**** AVAILABLE DATA

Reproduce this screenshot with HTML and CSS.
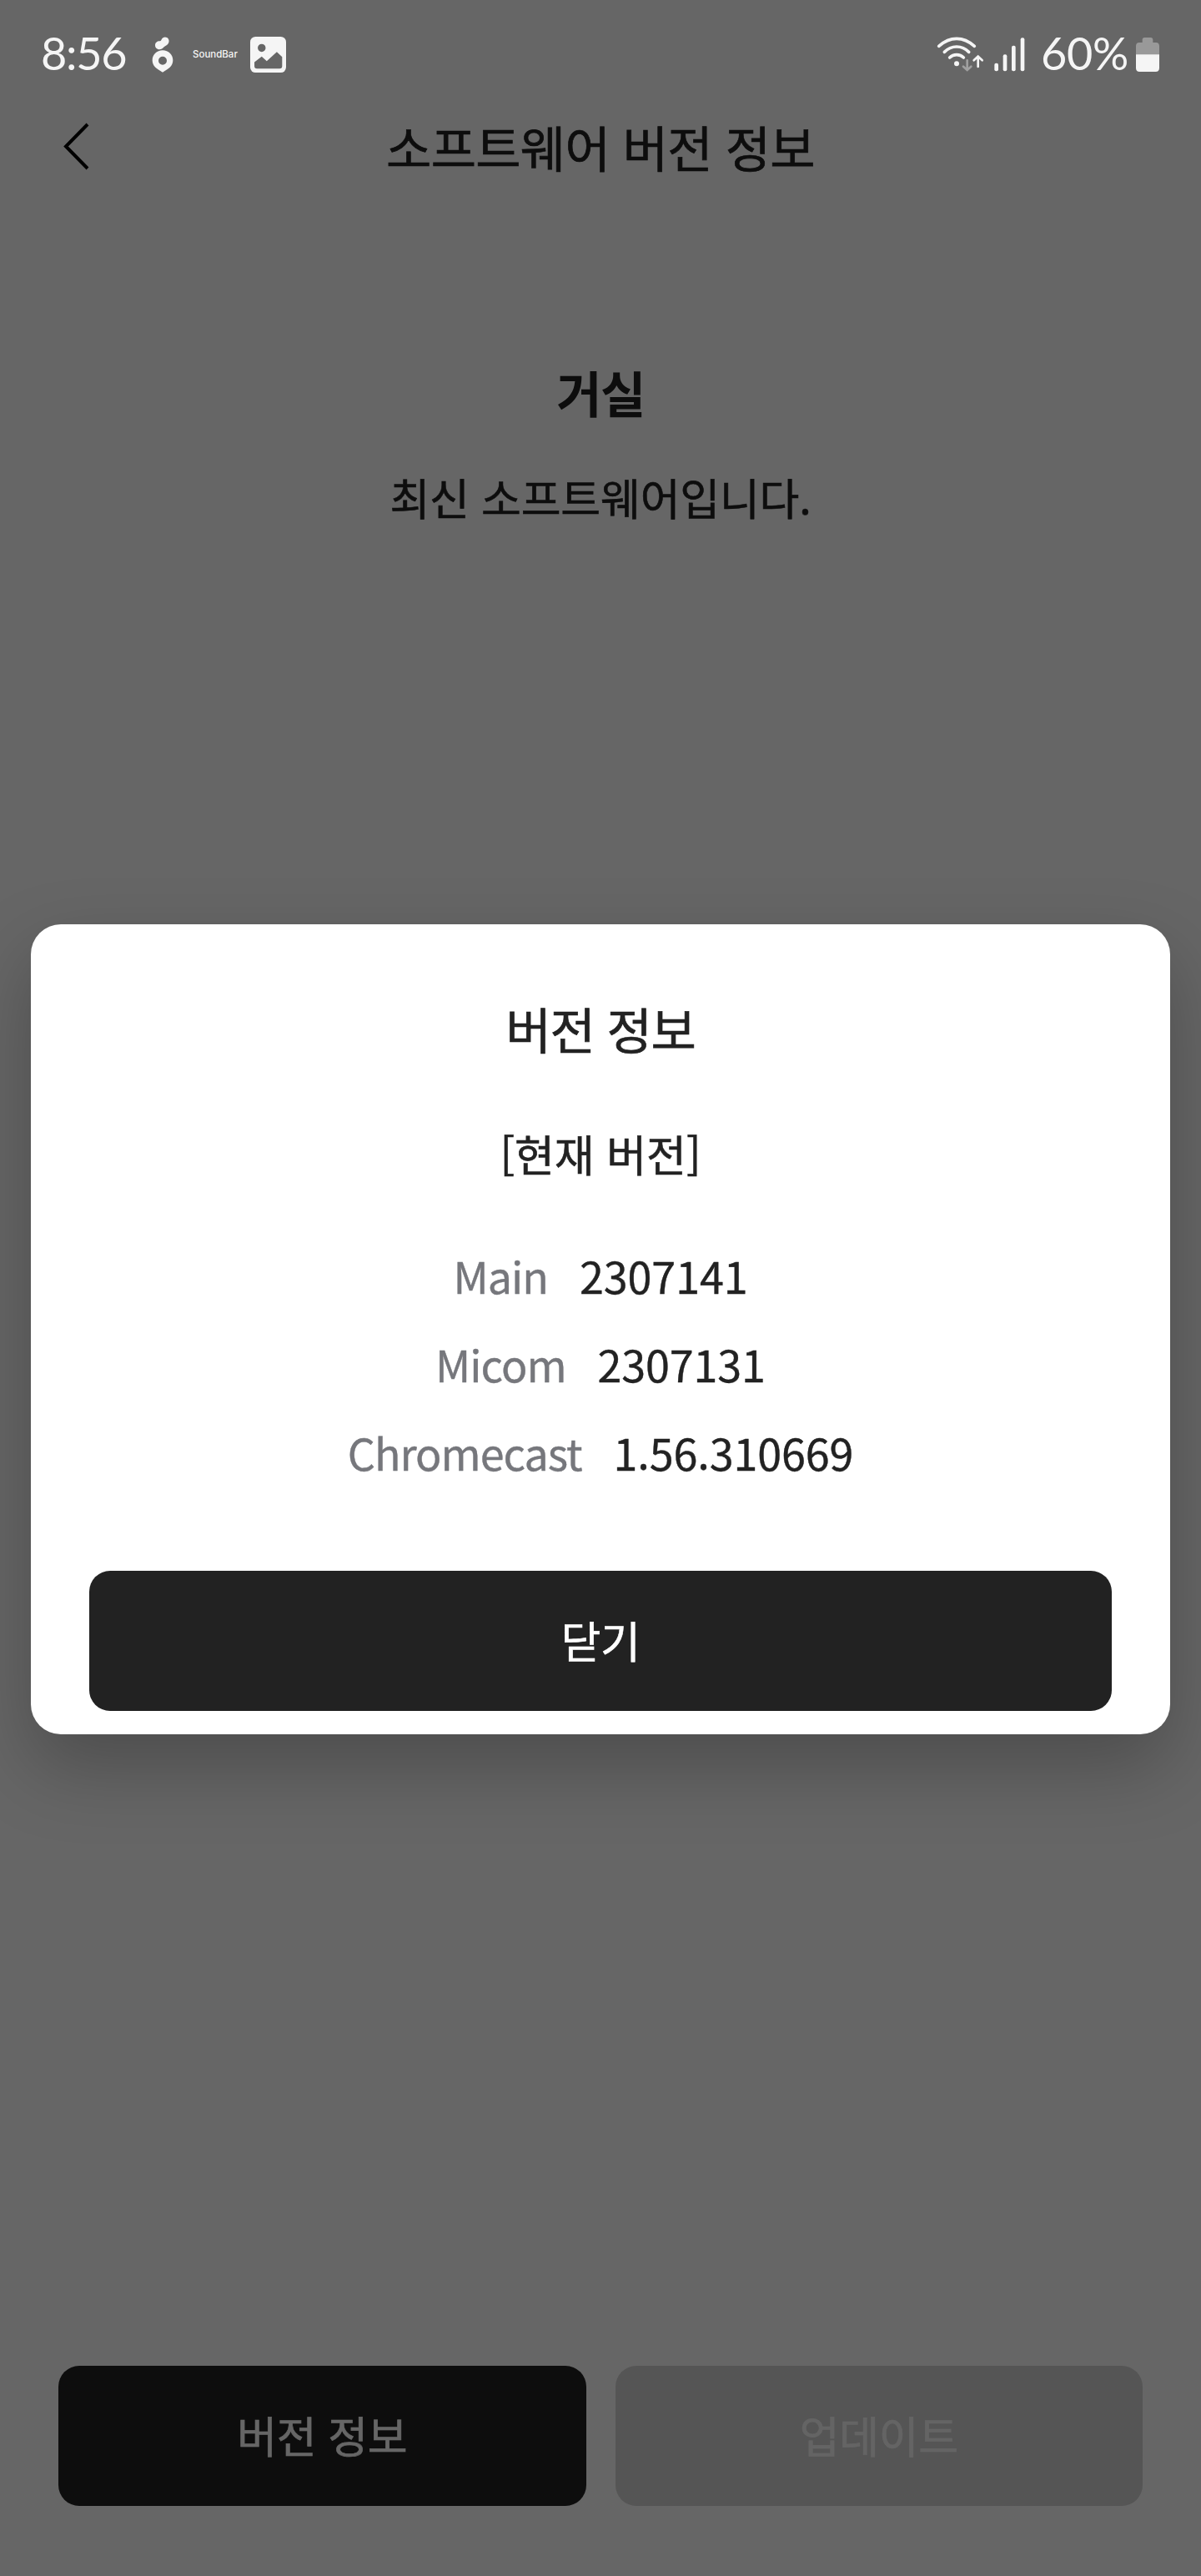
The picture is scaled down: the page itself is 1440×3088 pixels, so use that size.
FILE: index.html
```html
<!DOCTYPE html>
<html lang="ko">
<head>
  <meta charset="UTF-8">
  <meta name="viewport" content="width=device-width, initial-scale=1.0">
  <title>소프트웨어 버전 정보</title>
  <link rel="stylesheet" href="styles.css">
</head>
<body>
  <!-- Phone status bar -->
  <div class="status-bar">
    <div class="status-left">
      <span class="clock">8:56</span>
      <svg class="icon-carrot" width="26" height="43" viewBox="0 0 78 129" fill="#f5f5f5">
        <path d="M12 31c0-9 7-15 16-15 3 0 4-1 6-4 5-11 14-12 20-9 9 4 10 16 4 23-5 6-10 7-14 11-5 6-10 9-17 9-9 0-15-7-15-15z"/>
        <path fill-rule="evenodd" d="M39 49c21 0 37 15 37 36 0 20-15 31-37 43C17 116 2 105 2 85c0-21 16-36 37-36zm0 22a15 15 0 1 0 0 30 15 15 0 0 0 0-30z"/>
      </svg>
      <span class="app-name">SoundBar</span>
      <svg class="icon-picture" width="43" height="43" viewBox="0 0 128 128">
        <rect width="128" height="128" rx="19" fill="#f5f5f5"/>
        <circle cx="41" cy="40" r="14" fill="#666"/>
        <path d="M15 91l26-20 18 16 36-33 19 18v33c0 6-3 9-9 9H24c-6 0-9-3-9-9z" fill="#666"/>
      </svg>
    </div>
    <div class="status-right">
      <svg class="icon-wifi" width="57" height="42" viewBox="0 0 171 126" fill="none" stroke="#f5f5f5" stroke-width="11" stroke-linecap="round">
        <path d="M8 34Q38 7 72 7t64 27"/>
        <path d="M28 55Q47 36 72 36t44 19"/>
        <path d="M47 75Q57 65 72 65t25 10"/>
        <circle cx="72" cy="97" r="9" fill="#f5f5f5" stroke="none"/>
        <g stroke-width="8">
          <path d="M110 85v33M96 107l14 13 14-13" stroke="#a0a0a0"/>
          <path d="M149 108V73M134 85l15-14 15 14"/>
        </g>
      </svg>
      <svg class="icon-signal" width="37" height="42" viewBox="0 0 111 126" fill="#f5f5f5">
        <rect x="1" y="95" width="14" height="29" rx="6"/>
        <rect x="32" y="64" width="14" height="60" rx="6"/>
        <rect x="63" y="32" width="14" height="92" rx="6"/>
        <rect x="95" y="4" width="14" height="120" rx="6"/>
      </svg>
      <span class="battery-level">60%</span>
      <svg class="icon-battery" width="28" height="41" viewBox="0 0 84 123">
        <path d="M0 62V30c0-7 4-12 12-12h11V8c0-5 3-8 8-8h22c5 0 8 3 8 8v10h11c8 0 12 5 12 12v32z" fill="#999"/>
        <path d="M0 61h84v49c0 8-5 13-13 13H13c-8 0-13-5-13-13z" fill="#f5f5f5"/>
      </svg>
    </div>
  </div>

  <!-- Software version screen -->
  <div class="screen">
    <header class="top-bar">
      <svg class="icon-back" width="34" height="60" viewBox="0 0 34 60" fill="none" stroke="#000" stroke-width="4">
        <path d="M31 3L5 29.500l26 26.500"/>
      </svg>
      <h1>소프트웨어 버전 정보</h1>
    </header>
    <main class="device">
      <h2>거실</h2>
      <p>최신 소프트웨어입니다.</p>
    </main>
    <div class="actions">
      <button class="btn">버전 정보</button>
      <button class="btn" disabled>업데이트</button>
    </div>
  </div>

  <!-- Version dialog -->
  <div class="overlay">
    <div class="dialog">
      <h2>버전 정보</h2>
      <h3>[현재 버전]</h3>
      <ul class="versions">
        <li><span class="label">Main</span><span class="value">2307141</span></li>
        <li><span class="label">Micom</span><span class="value">2307131</span></li>
        <li><span class="label">Chromecast</span><span class="value">1.56.310669</span></li>
      </ul>
      <button class="btn close">닫기</button>
    </div>
  </div>
</body>
</html>
```
FILE: styles.css
```css
* {
  box-sizing: border-box;
  margin: 0;
  padding: 0;
}
body {
  position: relative;
  width: 1440px;
  height: 3088px;
  background: #fff;
  color: #222;
  font-family: "Noto Sans CJK KR", sans-serif;
  overflow: hidden;
}

/* Status bar */
.status-bar {
  position: relative;
  z-index: 20;
  display: flex;
  justify-content: space-between;
  height: 130px;
  padding: 0 50px 0 49px;
  color: #f5f5f5;
  font-family: Lato, sans-serif;
  font-size: 54px;
  line-height: 128px;
}
.status-left,
.status-right {
  display: flex;
  align-items: center;
}
.clock,
.battery-level {
  padding-bottom: 2px;
}
.clock {
  width: 133px;
  letter-spacing: -1.3px;
}
.app-name {
  width: 69px;
  margin-left: 23px;
  font-family: Inter, sans-serif;
  font-size: 11.5px;
  font-weight: 500;
}
.icon-signal {
  margin-left: 12px;
}
.battery-level {
  width: 114px;
  margin-left: 19px;
  letter-spacing: -0.3px;
}

/* Screen behind the dialog */
.screen {
  display: flex;
  flex-direction: column;
  height: 2958px;
}
.top-bar {
  display: flex;
  align-items: center;
  height: 92px;
  padding: 0 74px;
}
.top-bar h1 {
  flex: 1;
  margin-right: 34px;
  font-size: 59px;
  font-weight: 400;
  text-align: center;
  line-height: 92px;
  letter-spacing: -0.7px;
  -webkit-text-stroke: 0.7px;
}
.device {
  flex: 1;
  padding-top: 208px;
  text-align: center;
}
.device h2 {
  margin-bottom: 51px;
  font-size: 59px;
  font-weight: 700;
  line-height: 80px;
  letter-spacing: -1.5px;
}
.device p {
  font-size: 52px;
  line-height: 70px;
  letter-spacing: -0.2px;
  -webkit-text-stroke: 0.6px;
}
.actions {
  display: flex;
  gap: 35px;
  padding: 0 70px 84px;
}
.btn {
  flex: 1;
  height: 168px;
  padding-bottom: 3px;
  border: none;
  border-radius: 25px;
  background: #222;
  color: #fff;
  font-family: inherit;
  font-size: 52px;
  letter-spacing: -0.4px;
  -webkit-text-stroke: 0.6px;
}
.btn:disabled {
  background: #d4d4d4;
  color: #fafafa;
}

/* Dialog */
.overlay {
  position: absolute;
  inset: 0;
  z-index: 10;
  padding: 1108px 37px 0;
  background: rgba(0, 0, 0, 0.6);
}
.dialog {
  height: 971px;
  padding: 85px 70px 0;
  border-radius: 36px;
  background: #fff;
  box-shadow: 0 38px 90px rgba(0, 0, 0, 0.25);
  text-align: center;
}
.dialog h2 {
  margin-bottom: 75px;
  font-size: 59px;
  font-weight: 400;
  line-height: 80px;
  letter-spacing: -1.3px;
  -webkit-text-stroke: 0.7px;
}
.dialog h3 {
  margin-bottom: 58px;
  font-size: 52px;
  font-weight: 400;
  line-height: 70px;
  -webkit-text-stroke: 0.6px;
}
.versions {
  list-style: none;
  font-size: 52px;
  line-height: 106px;
}
.versions li {
  display: flex;
  justify-content: center;
  gap: 38px;
}
.label {
  color: #76777c;
  letter-spacing: -1px;
  -webkit-text-stroke: 0.4px;
}
.value {
  letter-spacing: -0.1px;
  -webkit-text-stroke: 0.4px;
}
.close {
  width: 100%;
  margin-top: 89px;
}
```
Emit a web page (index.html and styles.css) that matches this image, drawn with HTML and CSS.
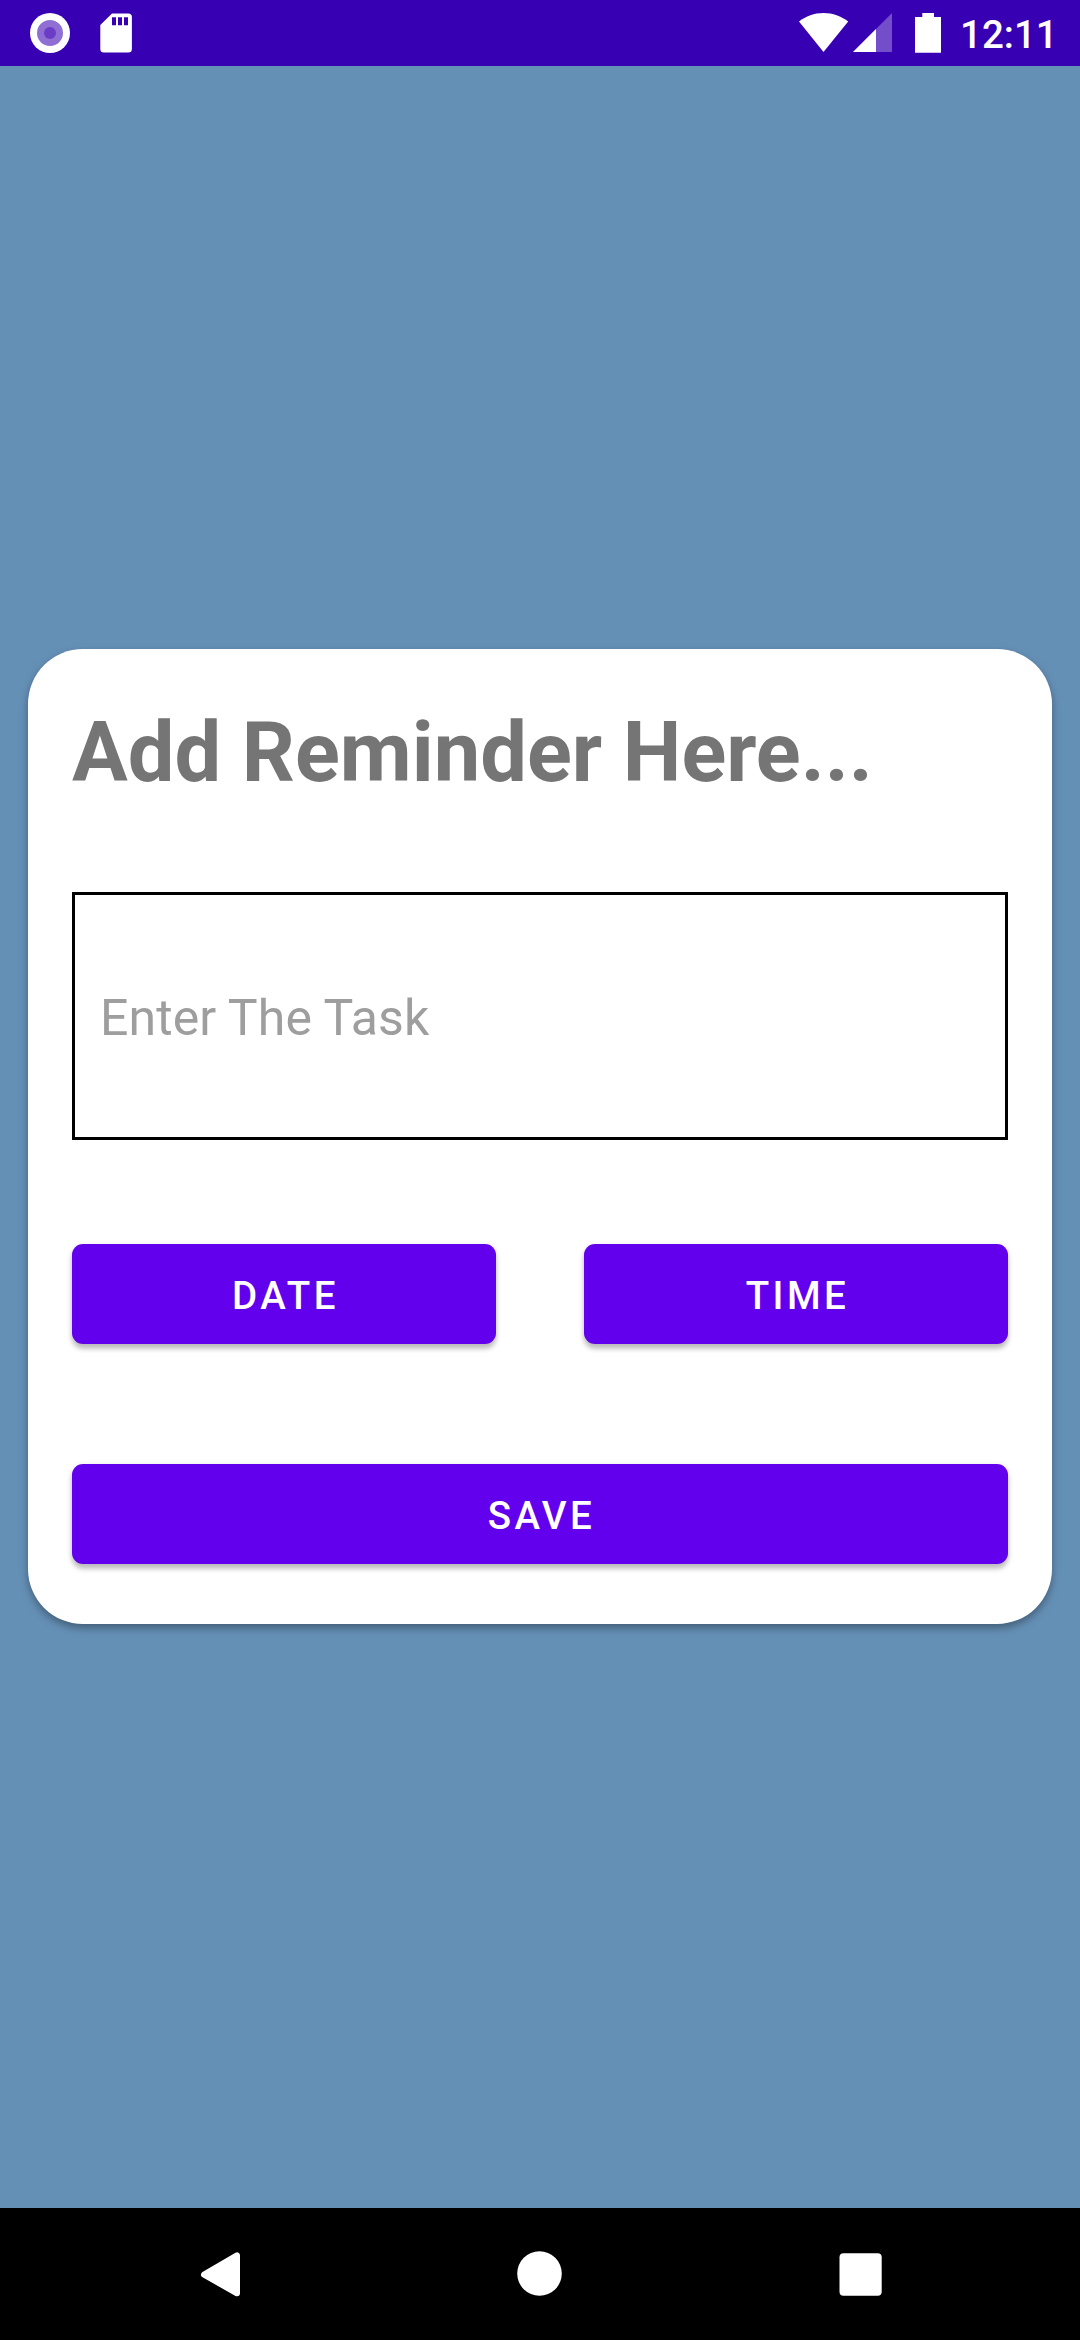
FILE: index.html
```html
<!DOCTYPE html>
<html lang="en">
<head>
<meta charset="utf-8">
<title>Add Reminder</title>
<link rel="stylesheet" href="styles.css">
</head>
<body>
<div class="screen">
  <header class="status-bar">
    <svg class="status-icons" width="140" height="66" viewBox="0 0 140 66">
      <circle cx="50" cy="33" r="20" fill="#fff"/>
      <circle cx="50" cy="33" r="13" fill="#8f6fd3"/>
      <circle cx="50" cy="33" r="6" fill="#6b3dc6"/>
      <path fill="#fff" fill-rule="evenodd" d="M112 13.4h16.3a3.6 3.6 0 0 1 3.6 3.6v32a3.6 3.6 0 0 1-3.6 3.6h-24.400a3.600 3.600 0 0 1-3.600-3.600V25zM112 17.200v8h4v-8zM118 17.200v8h4v-8zM124 17.200v8h4v-8z"/>
    </svg>
    <div class="status-right">
      <svg class="status-icons" width="150" height="66" viewBox="0 0 150 66">
        <path fill="#fff" d="M5 21.600C12 16 20 13 29.500 13S47 16 54.200 21.600L29.500 52z"/>
        <path fill="#fff" fill-opacity=".3" d="M98 13v39H59z"/>
        <path fill="#fff" d="M82 29v23H59z"/>
        <path fill="#fff" d="M128.300 13h11.700v4h7v35.700h-26V17h7.300z"/>
      </svg>
      <span class="clock">12:11</span>
    </div>
  </header>
  <main class="content">
    <section class="card">
      <h1 class="title">Add Reminder Here...</h1>
      <input class="task-input" type="text" placeholder="Enter The Task">
      <div class="picker-row">
        <button class="button">DATE</button>
        <button class="button">TIME</button>
      </div>
      <button class="button">SAVE</button>
    </section>
  </main>
  <nav class="nav-bar">
    <svg width="80" height="80" viewBox="0 0 80 80"><path fill="#fff" stroke="#fff" stroke-width="6" stroke-linejoin="round" d="M57 21.300v38L24 40.700z"/></svg>
    <svg width="80" height="80" viewBox="0 0 80 80"><circle cx="39.500" cy="39.500" r="22.300" fill="#fff"/></svg>
    <svg width="80" height="80" viewBox="0 0 80 80"><rect x="19.500" y="19.300" width="42.200" height="42.400" rx="4" fill="#fff"/></svg>
  </nav>
</div>
</body>
</html>
```
FILE: styles.css
```css
* {
  box-sizing: border-box;
}

body {
  margin: 0;
  font-family: Roboto, "Liberation Sans", sans-serif;
}

.screen {
  display: flex;
  flex-direction: column;
  width: 1080px;
  height: 2340px;
  background: #6590b6;
}

.status-bar {
  display: flex;
  justify-content: space-between;
  height: 66px;
  background: #3700b3;
}

.status-icons {
  display: block;
}

.status-right {
  display: flex;
  width: 286px;
}

.clock {
  padding-left: 16px;
  font-size: 38.5px;
  font-weight: 500;
  line-height: 69px;
  color: #fff;
}

.content {
  display: flex;
  flex: 1;
  flex-direction: column;
  padding: 583px 28px 0;
}

.card {
  display: flex;
  flex-direction: column;
  height: 975px;
  padding: 44px;
  border-radius: 55px;
  background: #fff;
  box-shadow: 0 4px 9px rgba(0, 0, 0, 0.35);
}

.title {
  height: 110px;
  margin: 0 0 89px;
  font-size: 83px;
  font-weight: 700;
  line-height: 120px;
  color: #757575;
}

.task-input {
  height: 248px;
  padding: 4px 25px 0;
  border: 3px solid #000;
  border-radius: 0;
  background: #fff;
  font: 400 50px Roboto, "Liberation Sans", sans-serif;
  letter-spacing: 0.1px;
  color: #212121;
}

.task-input::placeholder {
  color: #9e9e9e;
  opacity: 1;
}

.picker-row {
  display: flex;
  gap: 88px;
  margin: 104px 0 120px;
}

.picker-row .button {
  flex: 1;
}

.button {
  height: 100px;
  padding: 2px 0 0 3px;
  border: 0;
  border-radius: 11px;
  background: #6200ee;
  box-shadow: 0 5px 5px rgba(0, 0, 0, 0.22), 0 1px 6px rgba(0, 0, 0, 0.1);
  font: 500 38.5px Roboto, "Liberation Sans", sans-serif;
  letter-spacing: 3.44px;
  color: #fff;
}

.nav-bar {
  display: flex;
  justify-content: space-between;
  height: 132px;
  padding: 26px 180px;
  background: #000;
}
```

********

[BRIEF] Where a line holds "picture", copy it out.

[TASK RESPONSE]
The picture is scaled down: the page itself is 1440×3088 pixels, so use that size.
      <svg class="icon-picture" width="43" height="43" viewBox="0 0 128 128">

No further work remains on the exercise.